参考:https://codecheese.wordpress.com/2017/06/13/reading-and-writing-orc-files-using-vectorized-row-batch-in-java/
目标:
<dependency>
<groupId>org.apache.hadoop</groupId>
<artifactId>hadoop-client</artifactId>
<version>2.7.7</version>
</dependency>
<dependency>
<groupId>org.apache.orc</groupId>
<artifactId>orc-core</artifactId>
<version>1.5.4</version>
</dependency>
package test.test;
import java.util.UUID;
import org.apache.hadoop.conf.Configuration;
import org.apache.hadoop.fs.Path;
import org.apache.hadoop.hive.ql.exec.vector.BytesColumnVector;
import org.apache.hadoop.hive.ql.exec.vector.DoubleColumnVector;
import org.apache.hadoop.hive.ql.exec.vector.LongColumnVector;
import org.apache.hadoop.hive.ql.exec.vector.VectorizedRowBatch;
import org.apache.orc.OrcFile;
import org.apache.orc.TypeDescription;
import org.apache.orc.Writer;
public class WriteOrc {
public static void main(String [ ] args) throws java.io.IOException
{
Configuration conf = new Configuration();
TypeDescription schema = TypeDescription.createStruct()

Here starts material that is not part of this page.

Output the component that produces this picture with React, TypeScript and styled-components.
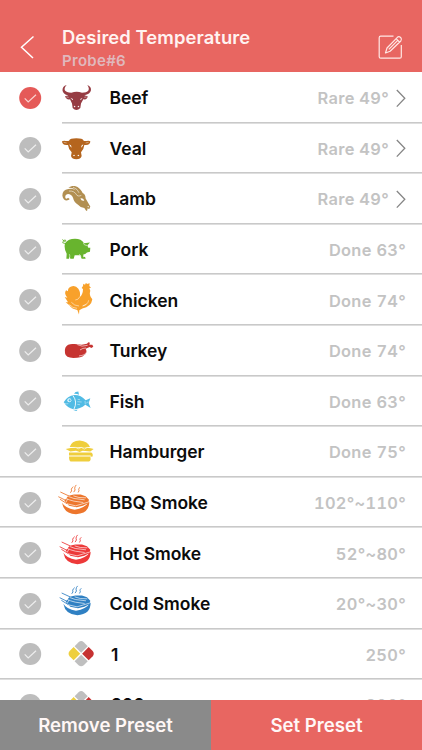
import React from "react";
import styled, { createGlobalStyle } from "styled-components";

const GlobalStyle = createGlobalStyle`
  * { box-sizing: border-box; }
  body { margin: 0; background: #fff; font-family: Inter, "Liberation Sans", sans-serif; }
  button { border: 0; padding: 0; margin: 0; background: none; font: inherit; color: inherit; }
`;

const Screen = styled.div`
  width: 422px;
  height: 750px;
  display: flex;
  flex-direction: column;
  overflow: hidden;
  background: #fff;
`;

const Header = styled.header`
  height: 72px;
  flex: none;
  display: flex;
  align-items: flex-start;
  padding: 25px 18px 0 20px;
  background: #e86661;
  color: #fff;
`;

const BackButton = styled.button`
  width: 42px;
  height: 44px;
  display: flex;
  align-items: center;
`;

const Heading = styled.div`
  flex: 1;
`;

const Title = styled.h1`
  margin: 0;
  font-size: 18.4px;
  line-height: 24px;
  font-weight: 600;
  letter-spacing: 0.08px;
  color: #fff3f1;
  white-space: nowrap;
`;

const Subtitle = styled.div`
  margin-top: 2px;
  font-size: 15px;
  line-height: 20px;
  font-weight: 600;
  letter-spacing: 0.3px;
  color: #e0b8bd;
`;

const EditButton = styled.button`
  width: 26px;
  height: 44px;
  display: flex;
  align-items: center;
`;

const List = styled.main`
  flex: 1;
  min-height: 0;
  overflow: hidden;
`;

const Row = styled.div`
  height: 50.6px;
  display: flex;
  padding-left: 19px;
`;

const CheckCell = styled.div`
  width: 39px;
  display: flex;
  align-items: center;
  padding-top: 1px;
`;

const Body = styled.div`
  flex: 1;
  display: flex;
  align-items: center;
  padding: 2px 16px 0 0;
`;

const Separator = styled.div<{ $full: boolean }>`
  height: 2px;
  margin: -1px 0 -1px ${(p) => (p.$full ? "0" : "62px")};
  background: #c9c9c9;
  border-bottom: 1px solid #dedede;
`;

const Name = styled.span<{ $indent?: boolean }>`
  flex: 1;
  margin-left: ${(p) => (p.$indent ? "13px" : "11.5px")};
  font-size: 17.5px;
  line-height: 24px;
  font-weight: 600;
  letter-spacing: -0.04px;
  color: #0c0c0c;
`;

const Value = styled.span`
  font-size: 16.4px;
  line-height: 24px;
  font-weight: 600;
  letter-spacing: 0.3px;
  font-variant-numeric: tabular-nums;
  color: #c3c3c3;
`;

const ChevronSlot = styled.span`
  display: flex;
  width: 17px;
  padding-left: 7px;
`;

const Footer = styled.footer`
  height: 50px;
  flex: none;
  display: flex;
`;

const FooterButton = styled.button<{ $tone: "muted" | "accent" }>`
  flex: 1;
  background: ${(p) => (p.$tone === "accent" ? "#e86661" : "#8a8a8a")};
  color: #fff7f6;
  font-size: 18.6px;
  font-weight: 600;
  line-height: 50px;
`;

const Check = ({ on }: { on?: boolean }) => (
  <svg width="23" height="22" viewBox="0 0 23 22" fill="none">
    <circle cx="11.2" cy="11" r="11" fill={on ? "#e55a58" : "#bdbdbd"} />
    <path d="M5.7 11.3L9.2 15L17 7.7" stroke={on ? "#f9d3d0" : "#ededed"} strokeWidth="1.2" />
  </svg>
);

const Chevron = () => (
  <svg width="10" height="19" viewBox="0 0 10 19" fill="none">
    <path d="M0.8 1L8.8 9.3L0.8 17.6" stroke="#858585" strokeWidth="1.3" />
  </svg>
);

/* Each glyph is drawn on its own 120 x 152 cell that starts at (174, top). */
const Glyph = ({ top, children }: { top: number; children: React.ReactNode }) => (
  <svg width="40" height="50.6" viewBox={`174 ${top} 120 152`}>
    {children}
  </svg>
);

const Beef = () => (
  <Glyph top={-6}>
    <path fill="#963c43" d="M200 33C182 37 183 62 205 64L195 67C197 74 203 78 210 76L216 89L218 102Q229 114 241 102L243 89L250 76C258 78 263 73 263 67L253 64C277 60 279 39 262 33C272 48 265 56 246 56Q230 50 214 56C194 56 188 46 200 33Z" />
    <path fill="#fff" d="M211 71L219 75L218 79ZM248 71L241 75L242 79ZM221 98Q224 93 226 97L225 101ZM238 98Q236 93 233 97L234 101Z" />
    <path stroke="#fff" strokeWidth="1.4" d="M199 69L206 70M260 69L253 70" />
  </Glyph>
);

const Veal = () => (
  <Glyph top={146}>
    <path fill="#b5651e" d="M186 201C193 196 200 203 207 199Q210 192 229 192Q248 192 251 199C257 203 264 196 271 201C271 209 265 214 253 212Q252 224 243 234L245 245Q242 255 229 255Q216 255 213 245L215 234Q205 224 204 212C192 214 186 209 186 201Z" />
    <path fill="#fff" d="M208 210Q215 212 215 220Q209 218 208 210ZM250 210Q243 212 243 220Q249 218 250 210ZM219 244Q222 239 225 243L222 246ZM238 244Q235 239 232 243L235 246Z" />
    <path stroke="#fff" strokeWidth="1.2" d="M191 204L200 206M266 204L257 206" />
  </Glyph>
);

const Lamb = () => (
  <Glyph top={-2.4}>
    <path fill="#b28f51" d="M205 42C220 30 240 38 248 58Q256 61 257 74L271 98L268 106L262 104Q264 111 259 112L253 103Q242 103 235 94Q222 86 219 72Q214 61 204 61Q194 63 196 73Q199 78 204 72L209 76C201 85 188 79 187 65Q187 49 205 46Q218 43 228 50Q219 40 205 42Z" />
    <path fill="none" stroke="#fff" strokeWidth="1.6" d="M207 52Q223 50 231 65Q236 69 244 65M219 40Q234 46 237 57" />
    <path fill="#fff" d="M241 74Q249 72 253 80Q245 83 241 74ZM262 98L267 97L265 101Z" />
  </Glyph>
);

const Pork = () => (
  <Glyph top={149.4}>
    <path fill="#68b42e" d="M195 207Q205 194 225 194Q244 194 252 207L270 205L262 214L265 221L271 221L270 233L261 235Q256 241 250 241L250 249L255 248L257 254L245 254L241 243L224 243L221 254L211 254L209 245L207 254L199 254L200 239Q191 224 195 207Z" />
    <path fill="none" stroke="#68b42e" strokeWidth="2.6" d="M187 196Q198 207 197 198Q190 194 188 206L199 209" />
    <path fill="none" stroke="#fff" strokeWidth="1.7" d="M250 207Q252 214 261 214M208 240L210 247M238 240L243 247" />
  </Glyph>
);

const Chicken = () => (
  <Glyph top={1}>
    <path fill="#f8a12b" d="M249 37L250 30L255 33L258 27L261 31L269 29L268 37L273 42L268 44L271 51Q266 64 277 77Q274 99 247 105L238 110L237 123L232 109Q216 107 208 95L197 86L204 86L194 70L202 72Q191 60 198 50L204 53Q203 42 212 39Q226 33 235 45Q243 57 239 71Q249 62 249 46L245 43Z" />
    <path fill="none" stroke="#fff" strokeWidth="1.5" d="M239 70Q235 79 226 79M214 86Q223 97 237 97M266 80Q264 93 248 97L259 92M208 93Q218 104 231 104" />
  </Glyph>
);

const Turkey = () => (
  <Glyph top={153}>
    <path fill="#c63431" d="M196 221C202 208 216 209 231 211L245 212L261 209L265 205L270 206L268 212L277 212L280 218L274 222L269 219L257 224Q264 236 252 244Q245 252 220 252Q197 252 195 238Q193 229 196 221Z" />
    <path fill="none" stroke="#fff" strokeWidth="1.8" d="M232 212Q245 220 263 214M240 228Q248 222 258 222M237 246Q256 244 259 235" />
  </Glyph>
);

const Fish = () => (
  <Glyph top={4.8}>
    <path fill="#51bbe4" d="M191 84Q202 64 223 62Q242 61 257 78L271 72L266 86L272 101L256 91Q241 104 220 105Q202 101 191 84ZM222 58Q225 51 235 51L237 61Q230 57 222 58ZM220 107L233 106L229 110Z" />
    <circle cx="208" cy="78" r="6" fill="#e6f7fd" />
    <circle cx="209" cy="78" r="3.4" fill="#51bbe4" />
    <path fill="none" stroke="#fff" strokeWidth="2.6" d="M219 64Q233 82 222 104" />
    <path fill="none" stroke="#fff" strokeWidth="1.3" d="M191 86Q199 90 205 88M233 75L240 76M232 82L245 83M232 90L240 91M255 80L256 90M265 82L259 86" />
  </Glyph>
);

const Burger = () => (
  <Glyph top={156.6}>
    <path fill="#efce3d" d="M209 220Q214 201 239 200Q264 202 270 220ZM197 226Q219 219 239 222Q260 218 281 226L271 233L248 231L239 235L228 231L211 233ZM207 236H272Q280 237 278 248L272 249V245H207ZM207 248H271Q274 262 267 263H212Q207 261 207 248Z" />
    <path fill="none" stroke="#fff" strokeWidth="1.8" d="M209 221L227 221L235 225L244 221L253 226L262 221L272 222" />
  </Glyph>
);

const Grill = ({ color, shift = 0 }: { color: string; shift?: number }) => (
  <Glyph top={8.4}>
    <g transform={`translate(${shift} 0)`}>
      <path fill={color} d="M186 86Q196 103 224 107Q253 103 268 82Q268 118 228 120Q192 119 186 86ZM193 80L205 65L222 61L242 61L257 66L267 77L264 87L249 95L230 99L207 95Z" />
      <path fill="none" stroke={color} strokeWidth="2.6" strokeLinecap="round" d="M212 55Q217 50 214 45Q216 40 219 38M222 53Q228 47 224 42Q225 36 228 33M235 54Q239 49 236 46Q236 42 239 40M182 54L206 65M176 68L198 79M181 76L200 88" />
      <path fill="none" stroke="#fff" strokeWidth="1.9" strokeLinejoin="round" d="M190 70L208 77L222 81L250 85M205 67L222 73L254 77M201 89L227 95L264 84M220 65L237 70L258 71M203 74L198 84" />
    </g>
  </Glyph>
);

const Tiles = () => (
  <Glyph top={163.8}>
    <g transform="translate(243.5 238) rotate(45)">
      <path fill="#bfbfbf" d="M-30 -19Q-29 -29 -19 -30H-2V-2H-30Z" />
      <path fill="#c63131" d="M2 -30H19Q29 -29 30 -19V-2H2Z" />
      <path fill="#bfbfbf" d="M2 2H30V19Q29 29 19 30H2Z" />
      <path fill="#eecf3e" d="M-30 2H-2V30H-19Q-29 29 -30 19Z" />
    </g>
  </Glyph>
);

interface Preset {
  name: string;
  value: string;
  icon: React.ReactNode;
  chosen?: boolean;
  more?: boolean;
  full?: boolean;
  custom?: boolean;
}

const presets: Preset[] = [
  { name: "Beef", value: "Rare 49°", icon: <Beef />, chosen: true, more: true },
  { name: "Veal", value: "Rare 49°", icon: <Veal />, more: true },
  { name: "Lamb", value: "Rare 49°", icon: <Lamb />, more: true },
  { name: "Pork", value: "Done 63°", icon: <Pork /> },
  { name: "Chicken", value: "Done 74°", icon: <Chicken /> },
  { name: "Turkey", value: "Done 74°", icon: <Turkey /> },
  { name: "Fish", value: "Done 63°", icon: <Fish /> },
  { name: "Hamburger", value: "Done 75°", icon: <Burger />, full: true },
  { name: "BBQ Smoke", value: "102°~110°", icon: <Grill color="#ed762c" />, full: true },
  { name: "Hot Smoke", value: "52°~80°", icon: <Grill color="#ed3939" shift={4} />, full: true },
  { name: "Cold Smoke", value: "20°~30°", icon: <Grill color="#2f80c3" shift={4} />, full: true },
  { name: "1", value: "250°", icon: <Tiles />, full: true, custom: true },
  { name: "200", value: "200°", icon: <Tiles />, full: true, custom: true },
];

export default function App() {
  return (
    <Screen>
      <GlobalStyle />
      <Header>
        <BackButton aria-label="Back">
          <svg width="16" height="24" viewBox="0 0 16 24" fill="none">
            <path d="M13.5 1.5L1.5 12.2L13 23" stroke="#fff" strokeWidth="1.5" />
          </svg>
        </BackButton>
        <Heading>
          <Title>Desired Temperature</Title>
          <Subtitle>Probe#6</Subtitle>
        </Heading>
        <EditButton aria-label="Edit">
          <svg width="26" height="26" viewBox="0 0 26 26" fill="none" stroke="#ffe8e5" strokeWidth="1.2" strokeLinejoin="round">
            <path d="M15.5 2.2H2.7Q1.2 2.2 1.2 3.7V22.7Q1.2 24.2 2.7 24.2H21.8Q23.3 24.2 23.3 22.7V11" />
            <path d="M7.5 19L9 14L19.4 3.3Q21 2 22.8 3.7Q24.2 5.4 22.8 7L12.1 17.3ZM18.1 4.6L21.5 8M10.8 15.4L19.5 6.7" />
          </svg>
        </EditButton>
      </Header>
      <List>
        {presets.map((p) => (
          <React.Fragment key={p.name}>
            <Row>
              <CheckCell>
                <Check on={p.chosen} />
              </CheckCell>
              {p.icon}
              <Body>
                <Name $indent={p.custom}>{p.name}</Name>
                <Value>{p.value}</Value>
                {p.more && (
                  <ChevronSlot>
                    <Chevron />
                  </ChevronSlot>
                )}
              </Body>
            </Row>
            <Separator $full={!!p.full} />
          </React.Fragment>
        ))}
      </List>
      <Footer>
        <FooterButton $tone="muted">Remove Preset</FooterButton>
        <FooterButton $tone="accent">Set Preset</FooterButton>
      </Footer>
    </Screen>
  );
}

.addField("long_value", TypeDescription.createLong())
.addField("double_value", TypeDescription.createDouble())
.addField("boolean_value", TypeDescription.createBoolean())
.addField("string_value", TypeDescription.createString());
Writer writer = OrcFile.createWriter(new Path("my-file.orc"),
OrcFile.writerOptions(conf)
.setSchema(schema));
VectorizedRowBatch batch = schema.createRowBatch();
LongColumnVector longVector = (LongColumnVector) batch.cols[0];
DoubleColumnVector doubleVector = (DoubleColumnVector) batch.cols[1];
LongColumnVector booleanVector = (LongColumnVector) batch.cols[2];
BytesColumnVector stringVector = (BytesColumnVector) batch.cols[3];
for(int r=0; r < 100000; ++r) {
int row = batch.size++;
longVector.vector[row] = r;
doubleVector.vector[row] = r;
booleanVector.vector[row] = r< 50000 ? 1 : 0;
stringVector.setVal(row, UUID.randomUUID().toString().getBytes());
if (batch.size == batch.getMaxSize()) {
writer.addRowBatch(batch);
batch.reset();
}
}
if (batch.size != 0) {
writer.addRowBatch(batch);
batch.reset();
}
writer.close();
}
}
package test.test;
import org.apache.hadoop.conf.Configuration;
import org.apache.hadoop.fs.Path;
import org.apache.hadoop.hive.ql.exec.vector.BytesColumnVector;
import org.apache.hadoop.hive.ql.exec.vector.DoubleColumnVector;
import org.apache.hadoop.hive.ql.exec.vector.LongColumnVector;
import org.apache.hadoop.hive.ql.exec.vector.VectorizedRowBatch;
import org.apache.hadoop.hive.ql.io.sarg.PredicateLeaf;
import org.apache.hadoop.hive.ql.io.sarg.SearchArgumentFactory;
import org.apache.orc.OrcFile;
import org.apache.orc.Reader;
import org.apache.orc.RecordReader;
import org.apache.orc.TypeDescription;
public class ReadOrc {
public static void main(String [ ] args) throws java.io.IOException
{
Configuration conf = new Configuration();
TypeDescription readSchema = TypeDescription.createStruct()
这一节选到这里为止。